Personal information
- Nationality: Czechoslovak
- Born: 28 April 1900 Brno, Moravia, Austria-Hungary
- Died: 29 January 1978 (aged 77) Paris, Yukon, Canada

Sport
- Sport: Swimming
- Strokes: Freestyle, Breaststroke
- Club: Makabi Brno Bar Kochba Brno

= Rudolf Piowaty =

Czech swimmer (1900–1978)

Rudolf Piowaty (28 April 1900 – 29 January 1978) was a Czech swimmer who competed for Czechoslovakia in two events in the 1924 Paris Olympics.

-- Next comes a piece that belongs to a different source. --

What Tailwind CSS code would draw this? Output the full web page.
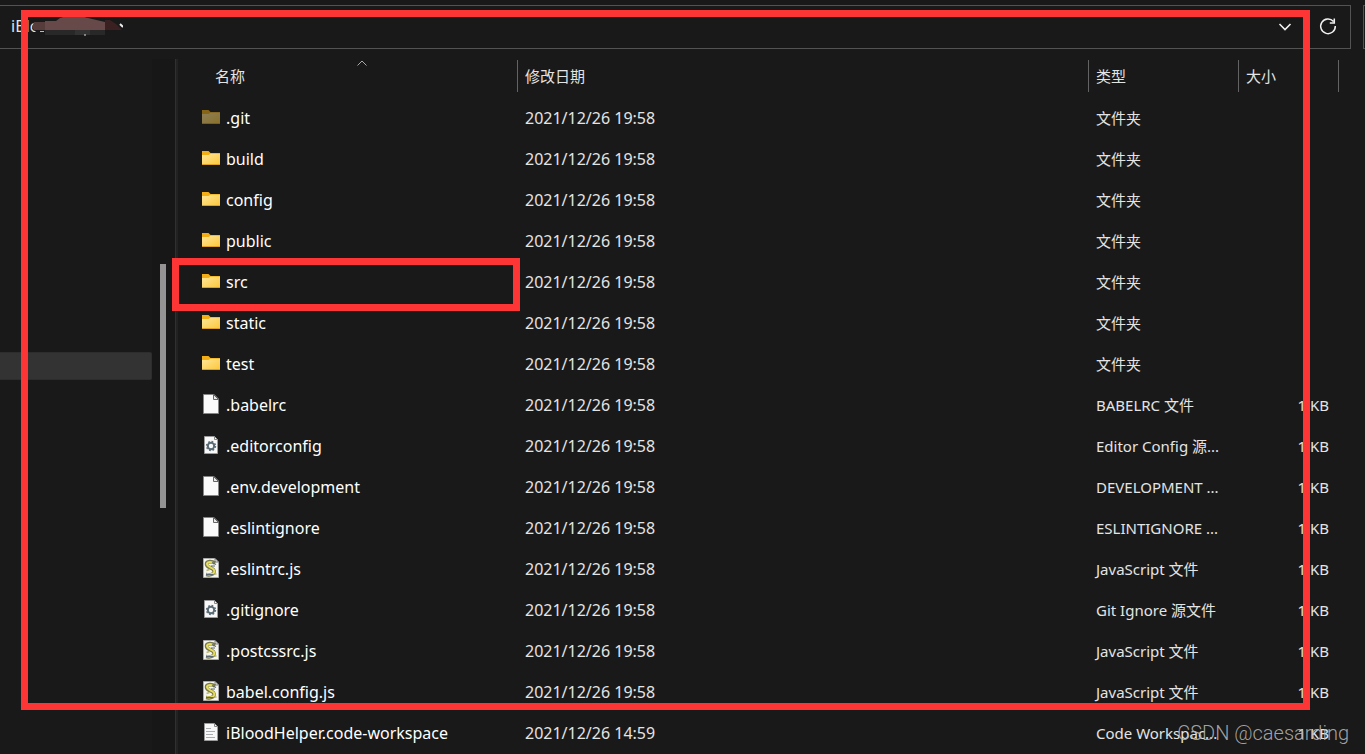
<!DOCTYPE html>
<html lang="zh-CN">
<head>
<meta charset="utf-8">
<title>iBloodHelper</title>
<script src="https://cdn.jsdelivr.net/npm/@tailwindcss/browser@4"></script>
</head>
<body class="bg-[#191919] text-[#e4e4e4] text-[15px] leading-5 font-['Noto_Sans','Noto_Sans_CJK_SC',sans-serif]">
<svg class="absolute h-0 w-0" aria-hidden="true">
  <defs>
    <linearGradient id="fold" x1="0" y1="0" x2="1" y2="1"><stop offset="0" stop-color="#ffe79b"/><stop offset="1" stop-color="#fdc83c"/></linearGradient>
    <symbol id="folder" viewBox="0 0 18 14">
      <path d="M0 0h6.5l2 2H18v12H0z" fill="#f3ae16"/>
      <path d="M0 4h6.5l2-1.3H18V13H0z" fill="url(#fold)"/>
      <path d="M0 13h18v1H0z" fill="#dda02a"/>
    </symbol>
    <symbol id="file" viewBox="0 0 18 20">
      <path d="M1.5.5H12L16.500 5v14.500h-15z" fill="#fafafa" stroke="#858585"/>
      <path d="M11.500.5V5.500h5z" fill="#e8e8e8" stroke="#666"/>
    </symbol>
    <symbol id="gear" viewBox="0 0 18 20">
      <path d="M2.500 1.500h10l3 3v14h-13z" fill="#f8f8f8" stroke="#9b9b9b"/>
      <path d="M12.500 1.500v3h3" fill="none" stroke="#888"/>
      <circle cx="9" cy="11" r="3.200" fill="none" stroke="#5a6b76" stroke-width="2"/>
      <circle cx="9" cy="11" r="4.500" fill="none" stroke="#5a6b76" stroke-width="1.400" stroke-dasharray="1.767 1.767"/>
    </symbol>
    <symbol id="js" viewBox="0 0 18 20">
      <path d="M1.500.5H13L16.500 4v15.500h-15z" fill="#f5f5f1" stroke="#aaa"/>
      <path d="M13 .5V4h3.500" fill="none" stroke="#777"/>
      <path d="M13 5C10 3 4.500 3 4.500 6s3 3 5.500 4.500 3 4 .5 5.500-4 .8-6.500.5" fill="none" stroke="#77774c" stroke-width="3.600"/>
      <path d="M11 5C8.500 3.500 5 4 5 6s3 3 5.500 4.500 2.500 4 0 5.200-4 .6-6 .5" fill="none" stroke="#e6de5c" stroke-width="2"/>
      <path d="M10 4.500l4 2M9 8h4M4 16.500h7" stroke="#5c6870" stroke-width="1.200"/>
      <path d="M4.500 12.500l3-1M12.500 16h2" stroke="#b9b86e" stroke-width="1.500"/>
    </symbol>
    <symbol id="doc" viewBox="0 0 18 20">
      <path d="M2.500 1.500h10l3 3v14h-13z" fill="#f8f8f8" stroke="#9b9b9b"/>
      <path d="M12.500 1.500v3h3" fill="none" stroke="#888"/>
      <path d="M4 6.500h5M4 9.500h9M4 12.500h7M4 15.500h9" stroke="#a9adb0"/>
    </symbol>
  </defs>
</svg>
<div class="relative flex min-h-screen flex-col overflow-hidden">
  <header class="mt-[5px] flex h-11 shrink-0 gap-3">
    <div class="flex min-w-0 flex-1 items-center border border-l-0 border-[#535353] pl-[11px]">
      <nav class="relative flex flex-1 items-center gap-1 pb-0.5" aria-label="路径">
        <span class="text-base leading-5">iBloodHelper</span>
        <svg class="absolute left-4 top-0 h-6 w-24" viewBox="27 16 96 24" aria-hidden="true">
          <path d="M45 16h78v24H41V32h-5l-4-4 4-6z" fill="#191919"/>
          <path d="M34 22h11v8H34l-2-3z" fill="#573c3c"/>
          <path d="M45 21h11l4-3 6-2h15l7 2 17 4v8H45z" fill="#674949"/>
          <path d="M105 20h5l6 4 6 6h-17z" fill="#3b2021"/>
          <path d="M45 30h60v5H45z" fill="#282828"/><path d="M75 30h15v5H75z" fill="#323232"/>
          <path d="M120 24l3 3" stroke="#eee" stroke-width="2"/><path d="M84 35h2" stroke="#ddd"/><path d="M40 31.500h4" stroke="#bbb"/>
        </svg>
      </nav>
      <button class="flex h-10 w-10 items-center justify-center" aria-label="展开">
        <svg class="h-3 w-4" viewBox="0 0 16 12" fill="none" stroke="#f0f0f0" stroke-width="1.600"><path d="M1.500 3L7 8.500 12.500 3"/></svg>
      </button>
      <button class="flex h-10 w-11 items-center justify-center" aria-label="刷新">
        <svg class="h-5 w-5" viewBox="0 0 20 20" fill="none" stroke="#f0f0f0" stroke-width="1.500"><path d="M15.500 4.500A7.300 7.300 0 1 0 17.300 9M16.300 1.500V6h-4.500"/></svg>
      </button>
    </div>
    <div class="w-0.5 border border-r-0 border-[#535353]"></div>
  </header>
  <div class="flex flex-1 pt-[10px]">
    <aside class="flex w-[178px] shrink-0 border-r-2 border-[#222]">
      <div class="flex-1 pt-[293px]"><div class="h-7 rounded-r-xs border border-l-0 border-[#2d2d2d] bg-[#333]"></div></div>
      <div class="flex w-6 border-r border-[#303030] bg-[#171717] pl-2 pt-[205px]"><div class="h-[244px] w-1.5 bg-[#949494]"></div></div>
    </aside>
    <main class="min-w-0 flex-1 pr-[26px] pt-px">
      <table class="w-full table-fixed border-collapse text-left">
        <colgroup><col class="w-[340px]"><col><col class="w-[150px]"><col class="w-[100px]"></colgroup>
        <thead>
          <tr class="h-[37px] align-top">
            <th class="p-0 font-normal"><button class="relative flex h-8 w-full items-center border-r border-[#636363] pl-[37px]">名称
              <svg class="absolute left-[178px] top-0 h-2 w-3" viewBox="0 0 12 8" fill="none" stroke="#aaa"><path d="M1.500 5.500L6 1l4.500 4.500"/></svg></button></th>
            <th class="p-0 font-normal"><button class="flex h-8 w-full items-center border-r border-[#636363] pl-[7px]">修改日期</button></th>
            <th class="p-0 font-normal"><button class="flex h-8 w-full items-center border-r border-[#636363] pl-[7px]">类型</button></th>
            <th class="p-0 font-normal"><button class="flex h-8 w-full items-center border-r border-[#636363] pl-[7px]">大小</button></th>
          </tr>
        </thead>
        <tbody id="rows"></tbody>
      </table>
    </main>
  </div>
  <div class="absolute left-[21px] right-[55px] top-[10px] h-[700px] border-7 border-[#fd3535]"></div>
  <div class="absolute left-[172px] top-[258px] h-[53px] w-[348px] border-7 border-[#fd3535]"></div>
  <div class="absolute right-4 top-[721px] font-[Roboto,sans-serif] text-[20px] font-light leading-6 text-[#b4b4b4]/90">CSDN @caesarding</div>
</div>
<script>
const files = [
  ['folder', '.git', '文件夹'], ['folder', 'build', '文件夹'], ['folder', 'config', '文件夹'],
  ['folder', 'public', '文件夹'], ['folder', 'src', '文件夹'], ['folder', 'static', '文件夹'], ['folder', 'test', '文件夹'],
  ['file', '.babelrc', 'BABELRC 文件'], ['gear', '.editorconfig', 'Editor Config 源...'],
  ['file', '.env.development', 'DEVELOPMENT ...'], ['file', '.eslintignore', 'ESLINTIGNORE ...'],
  ['js', '.eslintrc.js', 'JavaScript 文件'], ['gear', '.gitignore', 'Git Ignore 源文件'],
  ['js', '.postcssrc.js', 'JavaScript 文件'], ['js', 'babel.config.js', 'JavaScript 文件'],
  ['doc', 'iBloodHelper.code-workspace', 'Code Workspac...']
];
document.getElementById('rows').innerHTML = files.map(([icon, name, type]) => `
  <tr class="h-[41px] whitespace-nowrap">
    <td class="p-0 pl-6 text-base leading-5 text-white"><div class="flex items-center gap-1.5">
      <svg class="${icon === 'folder' ? 'h-3.5 w-[18px] -mt-0.5' : 'h-5 w-[18px] -mt-0.5'} ${name === '.git' ? 'opacity-50' : ''}" aria-hidden="true"><use href="#${icon}"/></svg>${name}</div></td>
    <td class="p-0 pl-[7px] text-base leading-5">2021/12/26 ${icon === 'doc' ? '14:59' : '19:58'}</td>
    <td class="p-0 pl-[7px]">${type}</td>
    <td class="p-0 pr-[10px] text-right">${icon === 'folder' ? '' : '1 KB'}</td>
  </tr>`).join('');
</script>
</body>
</html>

Piowaty joined the Czechoslovak military at the end of World War I, where he began serving in October 1921, and eventually became an officer. While in the Army, he trained to become an elite swimmer, capturing his first Czechoslovak title in 1921. Over the next several years, he continued to win titles at the National level, leading him to qualify for the 1924 Paris Olympics.

==1924 Olympics==
He competed in two events at the 1924 Summer Olympics in mid-July in Paris. In team events, he was a member of the Men's 4 x 200 metres Freestyle Relay with the Czech team, that swam a combined time of 11.12.8, placing third in the third preliminary heat, though the team did not swim in the semi-finals. He also swam in the Men's 200-meter breaststroke, making it to the semi-finals with a time of 3:11.8, though he did not qualify for the finals.

Piowaty was Jewish. He was a member of Czechoslovak Army in the interwar period. In his free time he was perfecting his swimming skills in Jewish sport clubs Makabi Brno and Bar Kochba Brno.

In July 1942, three years into the occupation of Czechoslovakia by Nazi forces, he managed to escape from the Protectorate of Bohemia and Moravia to Switzerland, swimming through Bodensee from the German side. He spent the wartime in Geneva helping the Czech delegate at the League of Nations in the Information Office. After World War II, he returned to Czechoslovakia, where he continued to serve in the military.

After the communist coup d'etat of 1948, Piowaty emigrated with the whole family to Canada, where he worked as a furniture merchant. He died on 29 January1978 in Paris, Ontario, Canada.